Reproduce exactly, with no pictures, each line from the opening of the material down through the line containing "border-r border-b border-[#d4d4d4]".
begin
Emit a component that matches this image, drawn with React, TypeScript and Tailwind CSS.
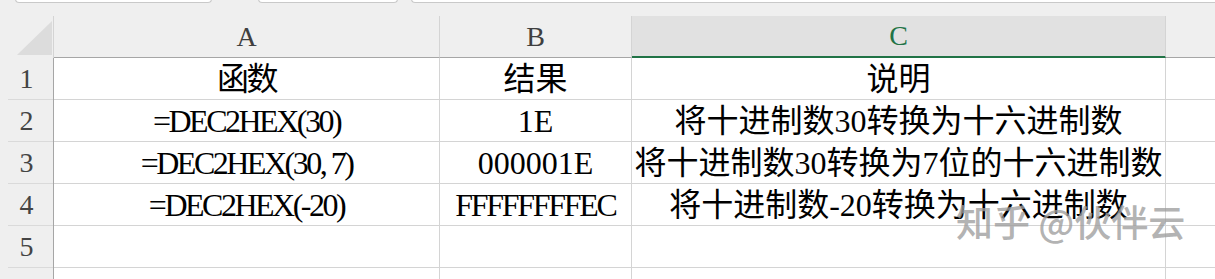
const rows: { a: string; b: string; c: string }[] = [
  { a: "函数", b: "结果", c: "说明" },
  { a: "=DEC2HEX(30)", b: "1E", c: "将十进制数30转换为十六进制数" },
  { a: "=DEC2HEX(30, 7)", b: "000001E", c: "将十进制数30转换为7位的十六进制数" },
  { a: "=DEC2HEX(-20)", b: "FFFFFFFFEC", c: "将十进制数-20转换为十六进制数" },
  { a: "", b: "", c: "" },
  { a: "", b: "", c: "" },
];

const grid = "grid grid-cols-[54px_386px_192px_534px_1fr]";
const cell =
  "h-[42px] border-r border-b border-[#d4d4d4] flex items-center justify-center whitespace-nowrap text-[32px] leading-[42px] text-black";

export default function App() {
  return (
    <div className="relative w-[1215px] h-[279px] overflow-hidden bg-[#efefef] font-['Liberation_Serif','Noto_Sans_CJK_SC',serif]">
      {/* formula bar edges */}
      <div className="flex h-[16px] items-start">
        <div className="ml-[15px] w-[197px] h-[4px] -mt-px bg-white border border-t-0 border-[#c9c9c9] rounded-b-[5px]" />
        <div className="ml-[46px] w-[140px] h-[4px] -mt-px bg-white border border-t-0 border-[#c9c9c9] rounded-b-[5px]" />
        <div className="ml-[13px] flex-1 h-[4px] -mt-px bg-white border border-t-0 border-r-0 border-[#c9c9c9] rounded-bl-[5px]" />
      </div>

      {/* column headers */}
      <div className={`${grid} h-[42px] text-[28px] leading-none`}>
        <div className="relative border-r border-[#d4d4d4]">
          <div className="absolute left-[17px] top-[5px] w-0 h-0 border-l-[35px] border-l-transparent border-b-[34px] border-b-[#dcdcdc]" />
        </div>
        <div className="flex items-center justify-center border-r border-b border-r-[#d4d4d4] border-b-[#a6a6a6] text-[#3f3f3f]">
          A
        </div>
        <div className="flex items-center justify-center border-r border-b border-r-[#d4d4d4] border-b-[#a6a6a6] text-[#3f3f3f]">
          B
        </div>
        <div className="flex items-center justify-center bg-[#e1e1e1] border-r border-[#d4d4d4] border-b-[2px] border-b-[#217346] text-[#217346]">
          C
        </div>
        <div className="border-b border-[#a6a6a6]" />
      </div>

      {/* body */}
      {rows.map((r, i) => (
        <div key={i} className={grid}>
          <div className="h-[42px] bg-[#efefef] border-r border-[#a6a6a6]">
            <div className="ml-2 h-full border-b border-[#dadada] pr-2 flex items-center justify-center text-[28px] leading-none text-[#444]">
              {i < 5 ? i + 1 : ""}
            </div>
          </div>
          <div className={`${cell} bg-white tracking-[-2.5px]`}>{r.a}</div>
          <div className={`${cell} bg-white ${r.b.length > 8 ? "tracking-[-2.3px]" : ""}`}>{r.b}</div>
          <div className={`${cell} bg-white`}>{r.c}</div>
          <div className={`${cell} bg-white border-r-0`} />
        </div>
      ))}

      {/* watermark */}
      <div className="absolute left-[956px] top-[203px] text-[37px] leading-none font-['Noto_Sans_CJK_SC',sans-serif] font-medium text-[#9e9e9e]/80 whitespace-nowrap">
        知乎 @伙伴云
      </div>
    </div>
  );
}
end
Response to the task
Emit a component that matches this image, drawn with React, TypeScript and Tailwind CSS.
const rows: { a: string; b: string; c: string }[] = [
  { a: "函数", b: "结果", c: "说明" },
  { a: "=DEC2HEX(30)", b: "1E", c: "将十进制数30转换为十六进制数" },
  { a: "=DEC2HEX(30, 7)", b: "000001E", c: "将十进制数30转换为7位的十六进制数" },
  { a: "=DEC2HEX(-20)", b: "FFFFFFFFEC", c: "将十进制数-20转换为十六进制数" },
  { a: "", b: "", c: "" },
  { a: "", b: "", c: "" },
];

const grid = "grid grid-cols-[54px_386px_192px_534px_1fr]";
const cell =
  "h-[42px] border-r border-b border-[#d4d4d4] flex items-center justify-center whitespace-nowrap text-[32px] leading-[42px] text-black";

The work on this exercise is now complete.